Una comunicazione politica pubblica semplificata può svolgere un ruolo ancora più efficace nel sostenere la transizione della società, e può contribuire alla trasparenza, al buon governo, e alla legittimità istituzionale e in definitiva contribuire a facilitare la transizione verso nuovi stili di vita e comportamentali. L’informazione ambientale può rivelarsi un vero e proprio catalizzatore del cambiamento.
Le attività di comunicazione sono spesso il primo punto di interazione dei cittadini con le autorità pubbliche in un’ottica di dialogo e partecipazione.
Come sostiene Papa Francesco è necessario delineare dei grandi percorsi di dialogo che ci aiutino a uscire dalla spirale di autodistruzione in cui stiamo affondando. Abbiamo bisogno di una politica che pensi con una visione ampia, e che porti avanti un nuovo approccio integrale, includendo in un dialogo interdisciplinare i diversi aspetti della crisi.
Dott.ssa Braga, quali possono essere oggi nuove vie interpretative della sostenibilità, quali nuove lenti di ingrandimento adottare?
Le crisi che incombono sul nostro tempo e le nuove complessità a livello sociale, economico e ambientale aumentano l’incertezza ed esigono segnali di attenzione alla centralità delle persone.
Saper stare nei cambiamenti, valorizzando le molteplici differenti risorse umane, è una componente decisiva per una gestione efficiente in tempo di crisi; la valorizzazione delle diverse competenze e dei talenti deve diventare un tratto distintivo delle strategie.
Se la cultura delle differenze sta diventando sempre più rilevante, le differenze di genere non possono rimanere invisibili, è necessario individuare le potenzialità e l’arricchimento che deriva dal valore delle differenze.

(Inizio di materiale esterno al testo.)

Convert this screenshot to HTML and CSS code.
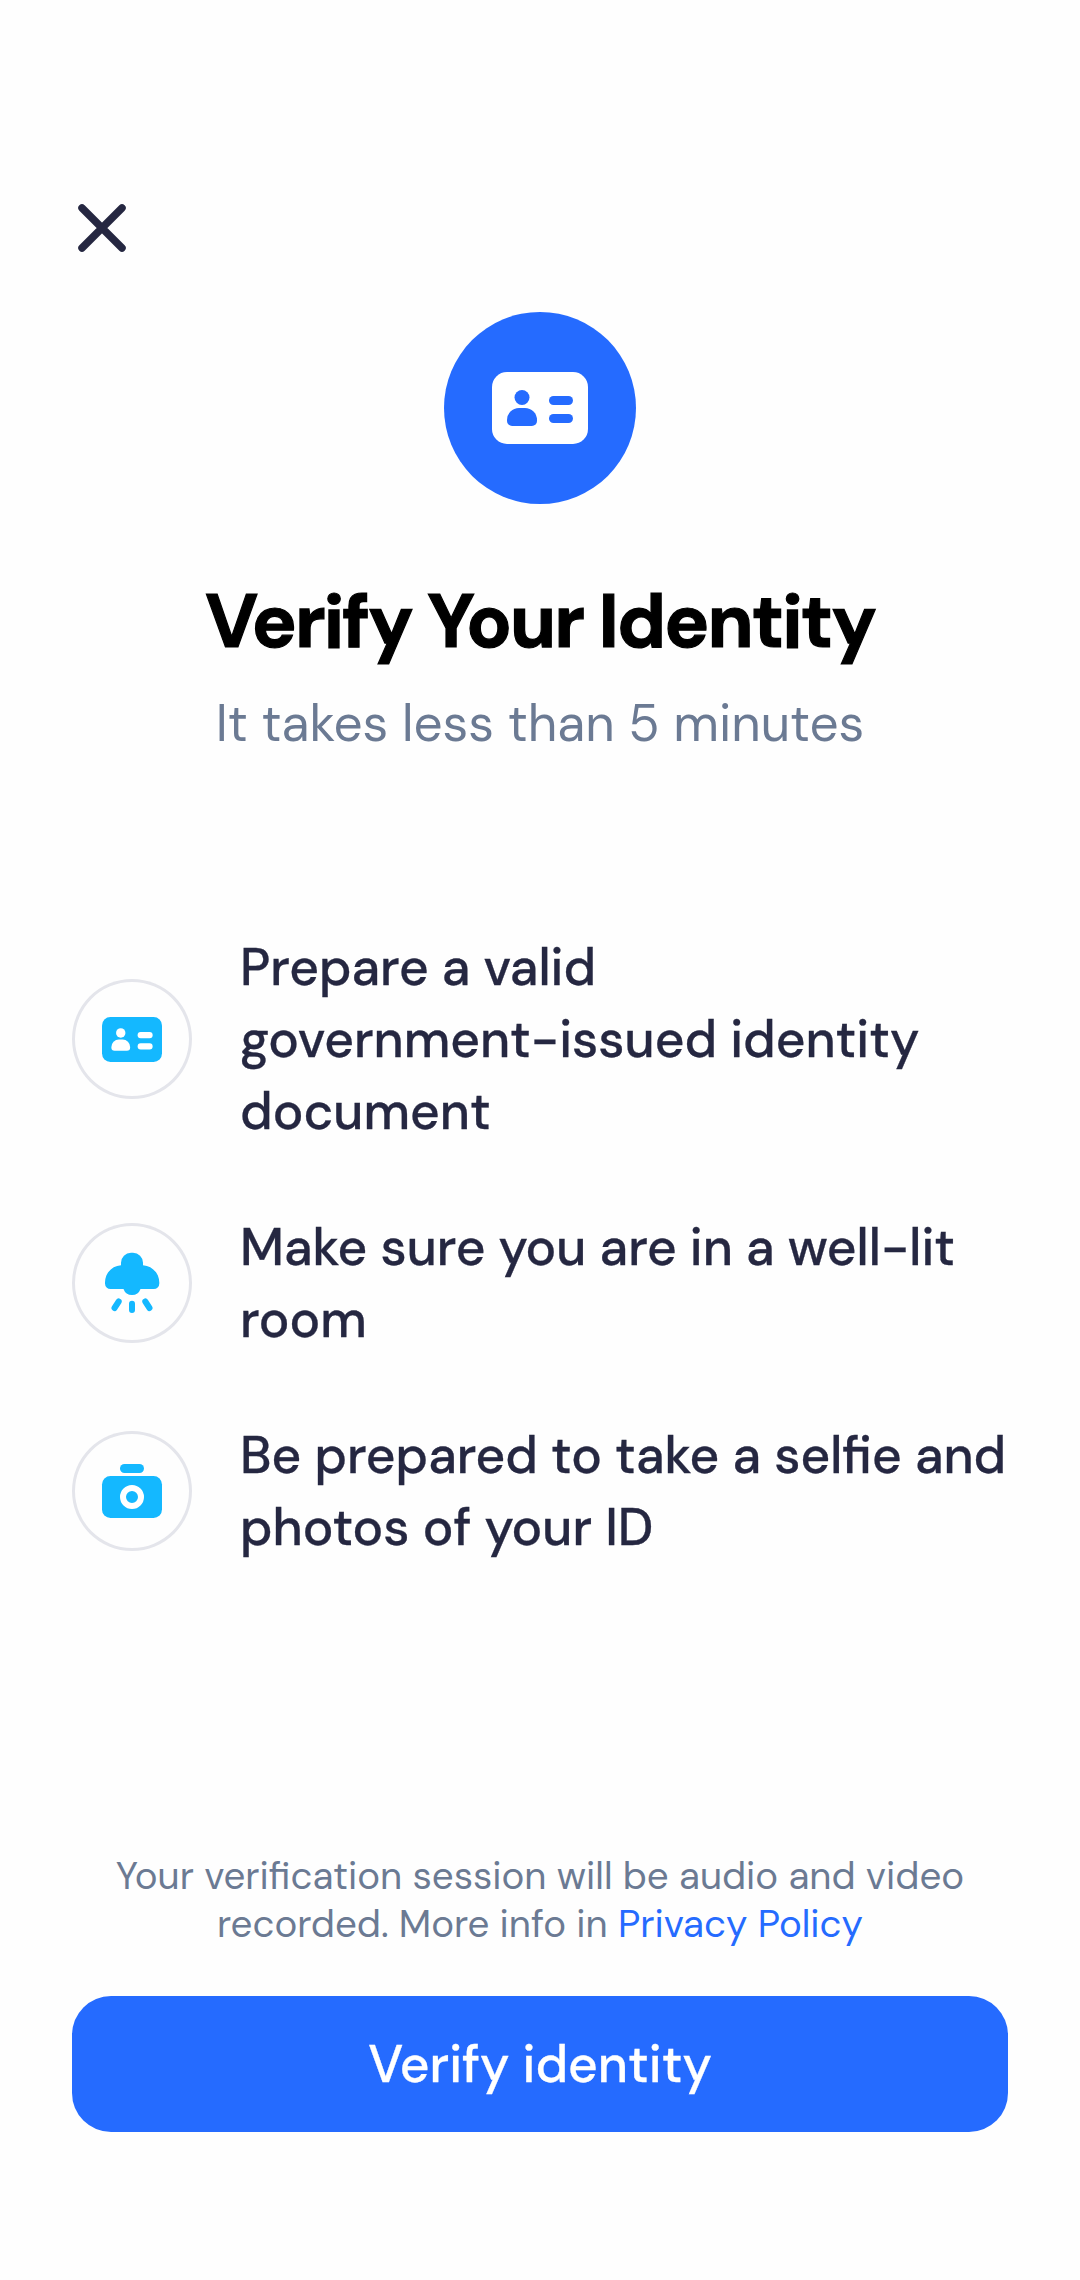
FILE: index.html
```
<!DOCTYPE html>
<html lang="en">
<head>
<meta charset="utf-8">
<title>Verify Your Identity</title>
<link rel="stylesheet" href="styles.css">
</head>
<body>
<main class="screen">
  <button class="close" aria-label="Close">
    <svg viewBox="0 0 48 48" width="48" height="48"><path d="M4 4 44 44M44 4 4 44"/></svg>
  </button>

  <header class="hero">
    <div class="hero-badge">
      <svg viewBox="0 0 32 24" width="96" height="72">
        <rect width="32" height="24" rx="5" fill="#fff"/>
        <g fill="#256bff">
          <circle cx="10" cy="8.5" r="2.5"/>
          <path d="M9 12h2a4 4 0 0 1 4 4v.3a1.7 1.7 0 0 1-1.7 1.7H6.7A1.7 1.7 0 0 1 5 16.3V16a4 4 0 0 1 4-4Z"/>
          <rect x="19" y="8" width="8" height="3" rx="1.5"/>
          <rect x="19" y="14" width="8" height="3" rx="1.5"/>
        </g>
      </svg>
    </div>
    <h1 class="title">Verify Your Identity</h1>
    <p class="subtitle">It takes less than 5 minutes</p>
  </header>

  <ul class="steps">
    <li class="step">
      <span class="step-icon">
        <svg viewBox="0 0 32 24" width="60" height="45">
          <rect width="32" height="24" rx="4.5" fill="#14b8ff"/>
          <g fill="#fff">
            <circle cx="10" cy="8.5" r="2.5"/>
            <path d="M9 12h2a4 4 0 0 1 4 4v.3a1.7 1.7 0 0 1-1.7 1.7H6.7A1.7 1.7 0 0 1 5 16.3V16a4 4 0 0 1 4-4Z"/>
            <rect x="19" y="8" width="8" height="3.3" rx="1.6"/>
            <rect x="19" y="14" width="8" height="3.3" rx="1.6"/>
          </g>
        </svg>
      </span>
      <p class="step-text">Prepare a valid<br>government-issued identity<br>document</p>
    </li>
    <li class="step">
      <span class="step-icon">
        <svg viewBox="0 0 120 120" width="120" height="120">
          <path fill="#14b8ff" d="M59 29.7h2a10 10 0 0 1 10 10V42.3C80.5 43 87.3 50.5 87.3 59.5V60.5A5.5 5.5 0 0 1 81.8 66H68.5A9 9 0 0 1 51.5 66H38.5A5.5 5.5 0 0 1 33 60.5V59.5C33 50.5 39.5 43 49 42.3V39.7a10 10 0 0 1 10-10Z"/>
          <path class="rays" d="M60 80.7v6.3M46.7 78.5 42.5 85M73.3 78.5 77.5 85"/>
        </svg>
      </span>
      <p class="step-text">Make sure you are in a well-lit<br>room</p>
    </li>
    <li class="step">
      <span class="step-icon">
        <svg viewBox="0 0 120 120" width="120" height="120">
          <g fill="#14b8ff">
            <rect x="48" y="33" width="24" height="9" rx="4.5"/>
            <rect x="30" y="45" width="60" height="42" rx="8.5"/>
          </g>
          <circle cx="60" cy="66" r="9" fill="none" stroke="#fff" stroke-width="6"/>
        </svg>
      </span>
      <p class="step-text">Be prepared to take a selfie and<br>photos of your ID</p>
    </li>
  </ul>

  <footer class="footer">
    <p class="notice">Your verification session will be audio and video<br>recorded. More info in <a class="link" href="#">Privacy Policy</a></p>
    <button class="primary">Verify identity</button>
  </footer>
</main>
</body>
</html>
```
FILE: styles.css
```
* { box-sizing: border-box; }

body {
  margin: 0;
  background: #fefefe;
  font-family: "DM Sans", Inter, "Open Sans", sans-serif;
}

h1, p, ul { margin: 0; padding: 0; font-weight: 400; }

button {
  border: 0;
  padding: 0;
  font-family: inherit;
}

.screen {
  display: flex;
  flex-direction: column;
  height: 2280px;
  padding: 204px 72px 148px;
}

.close {
  width: 48px;
  height: 48px;
  margin-left: 6px;
  background: none;
}

.close svg { display: block; }

.close path {
  fill: none;
  stroke: #252741;
  stroke-width: 7.5;
  stroke-linecap: round;
}

.hero {
  display: flex;
  flex-direction: column;
  align-items: center;
  margin-top: 60px;
}

.hero-badge {
  display: flex;
  align-items: center;
  justify-content: center;
  width: 192px;
  height: 192px;
  border-radius: 50%;
  background: #256bff;
}

.title {
  margin-top: 73px;
  font-size: 75px;
  font-weight: 700;
  line-height: 90px;
  letter-spacing: -1.95px;
  -webkit-text-stroke: 1.2px #000;
  color: #000;
}

.subtitle {
  margin-top: 24px;
  font-size: 51.3px;
  line-height: 66px;
  color: #6b7a93;
}

.steps {
  display: flex;
  flex-direction: column;
  gap: 64px;
  margin-top: 174px;
  list-style: none;
}

.step {
  display: flex;
  align-items: center;
  gap: 48px;
}

.step-icon {
  display: flex;
  flex: none;
  align-items: center;
  justify-content: center;
  width: 120px;
  height: 120px;
  border-radius: 50%;
  box-shadow: inset 0 0 0 3px #e4e5eb;
}

.rays {
  fill: none;
  stroke: #14b8ff;
  stroke-width: 6;
  stroke-linecap: round;
}

.step-text {
  margin: 1px 0 -1px;
  font-size: 51.35px;
  font-weight: 500;
  line-height: 72px;
  white-space: nowrap;
  -webkit-text-stroke: 0.3px #252741;
  color: #252741;
}

.footer {
  display: flex;
  flex-direction: column;
  gap: 48px;
  margin-top: auto;
}

.notice {
  font-size: 38.5px;
  line-height: 48px;
  text-align: center;
  color: #6b7a93;
}

.link { color: #256bff; text-decoration: none; }

.primary {
  height: 136px;
  border-radius: 39px;
  background: #256bff;
  color: #fff;
  font-size: 51.4px;
  font-weight: 500;
  -webkit-text-stroke: 0.3px #fff;
}
```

Per esempio con la ricerca “Smart women in smart cities.
Ambiente e salute: percezione e comunicazione in ottica di genere nella città di Brescia”, che si è appena conclusa all’interno dell’Alta Scuola per l’Ambiente, si è proprio cercato di cogliere l’arricchimento e le potenzialità del pensiero e dell’azione femminile in tema di ambiente, salute e sostenibilità.
Alle donne viene riconosciuto un forte senso civico e una profonda sensibilità nei confronti di temi sociali quali il benessere della famiglia, l’educazione e l’istruzione, nonché il possedere, per tradizione, una funzione di cura e di accudimento.
Non va dimenticato poi che l’importante funzione educativa nella crescita delle future generazioni; la qual cosa, in un’ottica di rinnovamento sociale, significa poter disporre di un buon veicolo per trasferire le informazioni ai più giovani.
Le ricerche internazionali analizzate durante il lavoro di studio ci hanno portato ad affermare che l’empowerment delle donne, la capacità di resilienza al cambiamento delle comunità di cui queste ultime fanno parte e il miglioramento della parità di genere contribuiscono alla formazione di decisioni che portano a una governance ambientale più efficace. Il lavoro svolto ci ha portato alla conclusione che la valorizzazione delle diverse competenze e dei talenti potrebbero diventare un tratto distintivo delle strategie di intervento in ambito ambientale.